VVA aims to campaign on issues important to Vietnam veterans, to create a new identity for this generation of veterans, and to improve public perception of Vietnam veterans. The organization's main efforts concern:
- Government Relations Advocacy on veterans' issues
- National Task Force for Homeless Veterans
- Health care for veterans, including disabled veterans
- Issues pertaining to women and minority veterans
- National scholarship fund
- Assisting veterans seeking benefits/services from the government
- Organizing "Stand Downs" for the hard to reach homeless veteran in need of services.

VVA has organizing councils in 43 states, some 650 local chapters, and more than 85,000 individual members.

==History==
In January 1978, a small group of Vietnam veteran activists came to Washington, D.C., searching for allies to support the creation of an advocacy organization devoted exclusively to the needs of Vietnam veterans. VVA, initially known as the Council of Vietnam Veterans, began its work. By the summer of 1979, the Council of Vietnam Veterans had transformed into Vietnam Veterans of America, a veterans service organization made up of, and devoted to, Vietnam veterans. Bobby Muller and Stuart F. Feldman were among the organization's co-founders.

Membership grew steadily, and for the first time, VVA secured significant contributions. The combination of the public's willingness to talk about the Vietnam War and the basic issues that it raised, as well as the veterans themselves coming forward, was augmented by the nation's dedication of the Vietnam Veterans Memorial in November 1982. The week-long activities rekindled a sense of brotherhood among the veterans and a feeling that they shared an experience that was too significant to ignore.

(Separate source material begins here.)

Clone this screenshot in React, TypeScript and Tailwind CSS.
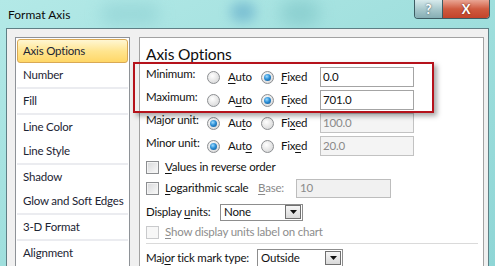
import React from "react";

const font = { fontFamily: 'Lato, "Noto Sans", sans-serif' };

function Radio({ on }: { on?: boolean }) {
  return (
    <div className="w-[13px] h-[13px] shrink-0 rounded-full border border-[#8c8e91] bg-[radial-gradient(circle_at_40%_35%,#ffffff_0%,#eaeaea_45%,#cfd0d2_100%)] flex items-center justify-center">
      {on && (
        <div className="w-[7px] h-[7px] rounded-full bg-[radial-gradient(circle_at_40%_35%,#9fdcff_0%,#2c8fd6_45%,#0c4f8c_100%)]" />
      )}
    </div>
  );
}

function Check({ disabled }: { disabled?: boolean }) {
  return (
    <div
      className={
        "w-[13px] h-[13px] shrink-0 border " +
        (disabled
          ? "border-[#c9cacc] bg-[#f7f7f7]"
          : "border-[#8c8e91] bg-gradient-to-br from-[#d7d8da] to-[#fafafa] shadow-[inset_0_0_0_1px_#f4f4f4]")
      }
    />
  );
}

// underline one letter as the access key
function Key({ text, at }: { text: string; at: number }) {
  return (
    <span className="whitespace-nowrap">
      {text.slice(0, at)}
      <span className="underline underline-offset-2">{text[at]}</span>
      {text.slice(at + 1)}
    </span>
  );
}

function Select({ value, w }: { value: string; w: string }) {
  return (
    <div className={"h-[17px] border border-[#8d8d8d] bg-white flex items-center justify-between pl-[3px] pr-px " + w}>
      <span className="leading-none text-[#111]">{value}</span>
      <div className="w-[16px] h-[14px] border border-[#707070] bg-gradient-to-b from-[#f6f6f6] to-[#d9d9d9] flex items-center justify-center">
        <svg width="7" height="4" viewBox="0 0 7 4">
          <path d="M0 0H7L3.5 4Z" fill="#111" />
        </svg>
      </div>
    </div>
  );
}

type RowProps = {
  label: string;
  auto: [string, number];
  fixed: [string, number];
  fixedOn: boolean;
  value: string;
};

function UnitRow({ label, auto, fixed, fixedOn, value }: RowProps) {
  return (
    <div className="flex items-center h-[20px]">
      <span className="w-[61px] shrink-0 whitespace-nowrap self-start leading-[14px] text-[#111]">{label}</span>
      <div className="w-[54px] shrink-0 flex items-center gap-[8px]">
        <Radio on={!fixedOn} />
        <Key text={auto[0]} at={auto[1]} />
      </div>
      <div className="w-[59px] shrink-0 flex items-center gap-[7px]">
        <Radio on={fixedOn} />
        <Key text={fixed[0]} at={fixed[1]} />
      </div>
      <div
        className={
          "w-[94px] h-[20px] border flex items-center pl-[2px] " +
          (fixedOn ? "border-[#a4a4a4] bg-white text-[#111]" : "border-[#c2c2c2] bg-[#f4f4f4] text-[#8a8a8a]")
        }
      >
        {value}
      </div>
    </div>
  );
}

const groups = [
  ["Axis Options", "Number"],
  ["Fill"],
  ["Line Color", "Line Style"],
  ["Shadow", "Glow and Soft Edges"],
  ["3-D Format"],
  ["Alignment"],
];

export default function App() {
  return (
    <div
      className="relative w-[495px] h-[266px] overflow-hidden text-[11.5px] tracking-[-0.2px] bg-gradient-to-br from-[#b3e9e7] via-[#9fdfdd] to-[#8fd6d6]"
      style={font}
    >
      {/* blurry glass behind the title bar */}
      <div className="absolute left-[230px] top-[2px] w-[26px] h-[20px] rounded-full bg-[#5fa9c9] opacity-60 blur-[6px]" />
      <div className="absolute left-[280px] top-[0px] w-[40px] h-[26px] rounded-full bg-[#7cc4c6] opacity-60 blur-[8px]" />
      <div className="absolute left-[100px] top-[4px] w-[60px] h-[20px] rounded-full bg-[#8ccfd2] opacity-60 blur-[8px]" />

      {/* title bar */}
      <div className="relative h-[28px] flex items-start justify-between">
        <span className="pl-[8px] pt-[6px] leading-[18px] text-[12px] tracking-normal text-[#0b0b0b]">Format Axis</span>
        <div className="mr-[5px] flex h-[19px] border border-t-0 border-[#3d5c63] rounded-b-[4px] overflow-hidden">
          <div className="w-[28px] bg-gradient-to-b from-[#d7eaec] via-[#a9c9cd] to-[#86aeb4] border-r border-[#3d5c63] flex items-center justify-center">
            <span className="text-white font-bold text-[13px] leading-none [text-shadow:0_0_2px_#30474c]">?</span>
          </div>
          <div className="w-[46px] bg-gradient-to-b from-[#e9a594] via-[#cf5a3f] to-[#c3432a] flex items-center justify-center">
            <span className="text-white font-bold text-[13px] leading-none [text-shadow:0_0_2px_#5a1a10]">X</span>
          </div>
        </div>
      </div>

      {/* client area */}
      <div className="relative ml-[6px] w-[483px] h-[238px] border-l border-t border-r border-[#5f7f85] bg-[#f0f0f0] flex gap-[9px] pl-[8px] pt-[8px]">
        {/* category list */}
        <div className="w-[115px] shrink-0 h-[240px] border border-[#8e9297] bg-white p-px flex flex-col text-[#1c2433]">
          {groups.map((g, gi) => (
            <React.Fragment key={gi}>
              {gi > 0 && <div className="h-[2px] bg-[#ebecf0]" />}
              {g.map((item) => (
                <div
                  key={item}
                  className={
                    "h-[24px] flex items-center pl-[5px] whitespace-nowrap rounded-[3px] border " +
                    (item === "Axis Options"
                      ? "border-[#d9a955] bg-gradient-to-b from-[#fff6d2] via-[#ffe58f] to-[#ffd766]"
                      : "border-transparent")
                  }
                >
                  {item}
                </div>
              ))}
            </React.Fragment>
          ))}
        </div>

        {/* options panel */}
        <div className="w-[345px] shrink-0 h-[240px] border border-[#a2a2a2] bg-white pl-[6px] flex flex-col text-[#111]">
          <div className="mt-[6px] text-[15.5px] leading-[20px] tracking-[-0.1px] text-[#0e0e0e]">Axis Options</div>

          <div className="mt-[3px] flex flex-col gap-[3px]">
            <UnitRow label="Minimum:" auto={["Auto", 0]} fixed={["Fixed", 0]} fixedOn value="0.0" />
            <UnitRow label="Maximum:" auto={["Auto", 1]} fixed={["Fixed", 1]} fixedOn value="701.0" />
            <UnitRow label="Major unit:" auto={["Auto", 2]} fixed={["Fixed", 2]} fixedOn={false} value="100.0" />
            <UnitRow label="Minor unit:" auto={["Auto", 3]} fixed={["Fixed", 3]} fixedOn={false} value="20.0" />
          </div>

          <div className="mt-px h-[20px] flex items-center gap-[6px]">
            <Check />
            <Key text="Values in reverse order" at={0} />
          </div>

          <div className="mt-px h-[20px] flex items-center">
            <Check />
            <span className="ml-[6px] w-[93px] shrink-0">
              <Key text="Logarithmic scale" at={0} />
            </span>
            <span className="w-[38px] shrink-0 text-[#8a8a8a]">
              <Key text="Base:" at={0} />
            </span>
            <div className="w-[95px] h-[19px] border border-[#bdbdbd] bg-[#f1f1f1] text-[#8a8a8a] flex items-center pl-[3px]">
              10
            </div>
          </div>

          <div className="mt-[4px] h-[20px] flex items-center">
            <span className="w-[74px] shrink-0">
              <Key text="Display units:" at={8} />
            </span>
            <Select value="None" w="w-[83px]" />
          </div>

          <div className="h-[20px] flex items-center gap-[6px] text-[#8d8d8d]">
            <Check disabled />
            <Key text="Show display units label on chart" at={0} />
          </div>

          <div className="mt-px mr-[5px] h-px bg-[#dadada]" />

          <div className="mt-[5px] h-[18px] flex items-center">
            <span className="w-[111px] shrink-0">
              <Key text="Major tick mark type:" at={3} />
            </span>
            <Select value="Outside" w="w-[86px] h-[18px]" />
          </div>
        </div>
      </div>

      {/* red highlight around min / max */}
      <div className="absolute left-[133px] top-[62px] w-[301px] h-[51px] border-2 border-[#b5121b] shadow-[3px_3px_5px_rgba(0,0,0,0.35)]" />
    </div>
  );
}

In 1983, VVA took a significant step by founding Vietnam Veterans of America Legal Services (VVALS) to provide assistance to veterans seeking benefits and services from the government. By working under the theory that a veteran representative should be an advocate for the veteran rather than simply a facilitator, VVALS quickly established itself as the most competent and aggressive legal-assistance program available to veterans. VVALS published the most comprehensive manual ever developed for veteran service representatives, and in 1985, VVALS wrote the widely acclaimed Viet Vet Survival Guide — over 150,000 copies of which are now in print.

The next several years saw VVA grow in size, stature, and prestige. VVA's professional membership services, veterans service, and advocacy work gained the respect of Congress and the veterans community. In 1986, VVA's exemplary work was formally acknowledged by the granting of a congressional charter.

Today, Vietnam Veterans of America has a national membership of nearly 90,000, with more than 650 chapters throughout the United States, Puerto Rico, the Virgin Islands, and Guam. VVA state councils coordinate the activities of local chapters. VVA places great emphasis on coordinating its national activities and programs with the work of its local chapters and state councils and is organized to ensure that victories gained at the national level are implemented locally.

==Presidents of VVA==
- Tom Burke, 2025-
- Jack McManus, 2021–2025
- John Rowan, 2005–2021
- Thomas H. Corey, 2001–2005
- George C. Duggins, 1997–2001
- James L. Brazee Jr., 1991–1997
- Mary Stout, 1987–1991
- Bobby Muller 1983–1987; Executive Director, 1978–1983

==Publications==
VVA helps to provide greater public awareness of the outstanding issues surrounding Vietnam-era veterans by disseminating written information on a continual basis.